Collected in a small side-chamber beside her sarcophagus, Khnumet’s treasures included collars, pectorals, rings, several bead necklaces, and numerous pendants. The Frenchman declared the jeweler responsible ‘incomparable’ in any age. A gold crown was formed in a pattern of stylized lotuses, inlaid with lapis lazuli, carnelian and turquoise, topped by a gold falcon and a slender ‘reed’ draped with delicate leaves. Khnumet had another crown too, so delicate that de Morgan supposed the slightest breath might snap it, though ironically Jaromír Málek describes the delicacy as ‘breathtaking’. A network of interlaced gold wires entangles nearly 200 tiny flowers, each with a carnelian eye and five turquoise-inlaid petals, recalling the hieroglyphic stars that write the word ‘adoration’ (see p. 149).
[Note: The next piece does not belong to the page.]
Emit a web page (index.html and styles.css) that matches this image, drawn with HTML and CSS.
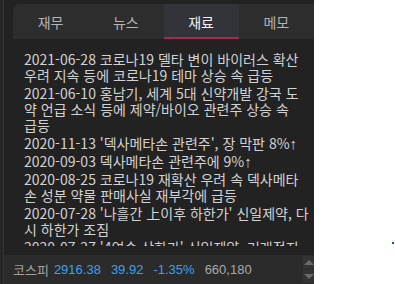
FILE: index.html
```html
<!DOCTYPE html>
<html lang="ko">
<head>
<meta charset="utf-8">
<link rel="stylesheet" href="styles.css">
</head>
<body>
<div class="panel">
  <div class="edge"></div>
  <div class="main">
    <div class="tabs">
      <div class="tab">재무</div>
      <div class="tab">뉴스</div>
      <div class="tab active">재료</div>
      <div class="tab">메모</div>
    </div>
    <div class="list">
      <div class="item">2021-06-28 코로나19 델타 변이 바이러스 확산 우려 지속 등에 코로나19 테마 상승 속 급등</div>
      <div class="item">2021-06-10 홍남기, 세계 5대 신약개발 강국 도<br>약 언급 소식 등에 제약/바이오 관련주 상승 속<br>급등</div>
      <div class="item">2020-11-13 '덱사메타손 관련주', 장 막판 8%<span class="arrow">↑</span></div>
      <div class="item">2020-09-03 덱사메타손 관련주에 9%<span class="arrow">↑</span></div>
      <div class="item">2020-08-25 코로나19 재확산 우려 속 덱사메타<br>손 성분 약물 판매사실 재부각에 급등</div>
      <div class="item">2020-07-28 '나흘간 上이후 하한가' 신일제약, 다시 하한가 조짐</div>
      <div class="item">2020-07-27 '4연속 상한가' 신일제약, 거래정지</div>
    </div>
    <div class="status">
      <span class="label">코스피</span>
      <span class="num">2916.38</span>
      <span class="num">39.92</span>
      <span class="num">-1.35%</span>
      <span class="vol">660,180</span>
      <div class="scroll">
        <div class="btn"><span class="up"></span></div>
        <div class="btn"><span class="down"></span></div>
      </div>
    </div>
  </div>
</div>
<div class="dot"></div>
</body>
</html>
```
FILE: styles.css
```css
html, body {
  margin: 0;
  padding: 0;
  background: #ffffff;
}
body {
  font-family: "Noto Sans CJK KR", sans-serif;
  position: relative;
  width: 395px;
  height: 284px;
  overflow: hidden;
}
.panel {
  width: 314px;
  height: 284px;
  background: #222222;
  display: flex;
}
.edge {
  width: 3px;
  background: #262626;
  border-right: 1px solid #333333;
}
.main {
  flex: 1;
  display: flex;
  flex-direction: column;
  min-width: 0;
}
.tabs {
  margin: 4px 0 0 9px;
  height: 35px;
  background: #2d2d2d;
  border-radius: 6px 0 0 0;
  display: flex;
}
.tab {
  flex: 1;
  display: flex;
  align-items: center;
  justify-content: center;
  font-size: 14px;
  color: #b4b4b4;
  box-sizing: border-box;
}
.tab.active {
  background: #33343a;
  color: #f0f0f0;
  border-bottom: 2px solid #b8214a;
  padding-top: 2px;
}
.list {
  flex: 1;
  overflow: hidden;
  padding: 12px 2px 0 20px;
  margin-bottom: 9px;
  font-size: 14px;
  line-height: 16px;
  color: #d2d2d2;
}
.item {
  margin-bottom: 2px;
}
.arrow {
  font-family: "Liberation Sans", sans-serif;
  font-size: 15px;
  line-height: 0;
}
.status {
  height: 29px;
  background: #2b2b2b;
  display: flex;
  align-items: center;
  padding-left: 9px;
  font-size: 13px;
  font-family: "Liberation Sans", "Noto Sans CJK KR", sans-serif;
}
.label {
  color: #a0a0a0;
  font-family: "Noto Sans CJK KR", sans-serif;
  margin-right: 5px;
}
.num {
  color: #3aa0f0;
  margin-right: 10px;
}
.vol {
  color: #a8a8a8;
}
.scroll {
  margin-left: auto;
  width: 11px;
  height: 29px;
  display: flex;
  flex-direction: column;
  justify-content: center;
  gap: 1px;
}
.btn {
  height: 13px;
  background: #333333;
  display: flex;
  align-items: center;
  justify-content: center;
}
.up {
  width: 0;
  height: 0;
  border-left: 5px solid transparent;
  border-right: 5px solid transparent;
  border-bottom: 5px solid #6a6a6a;
}
.down {
  width: 0;
  height: 0;
  border-left: 5px solid transparent;
  border-right: 5px solid transparent;
  border-top: 5px solid #6a6a6a;
}
.dot {
  position: absolute;
  left: 392px;
  top: 242px;
  width: 2px;
  height: 2px;
  background: #1f3cff;
}
```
The wires are anchored to three pins on either side of five inlaid ‘Maltese crosses’, which are actually clusters of lotus blossoms – the ubiquitous image of rebirth in a funerary context – and terminate at a pair of rings on the back of a sixth ‘cross’. The curator W. Stevenson Smith noted that ‘the airy lightness of the goldwork must have allowed … the flowers to appear as though scattered through the hair of the wearer’, while the art historian Arielle Kozloff goes so far as to suggest ‘it conjures up the image of a lovely young girl as she pads barefoot through the palace or dances in the Audience-Hall with the wreath jingling and rustling on her head’. However, for the moment we may wonder whether Khnumet ever once put it on – or whether we are discussing something specifically funerary. More recently, the Egyptologist Wolfram Grajetzki has suggested that elements in the treasure hoards of the 12th Dynasty princesses correspond to elements in the funeral rites of Osiris himself, as described in the ancient Pyramid Texts.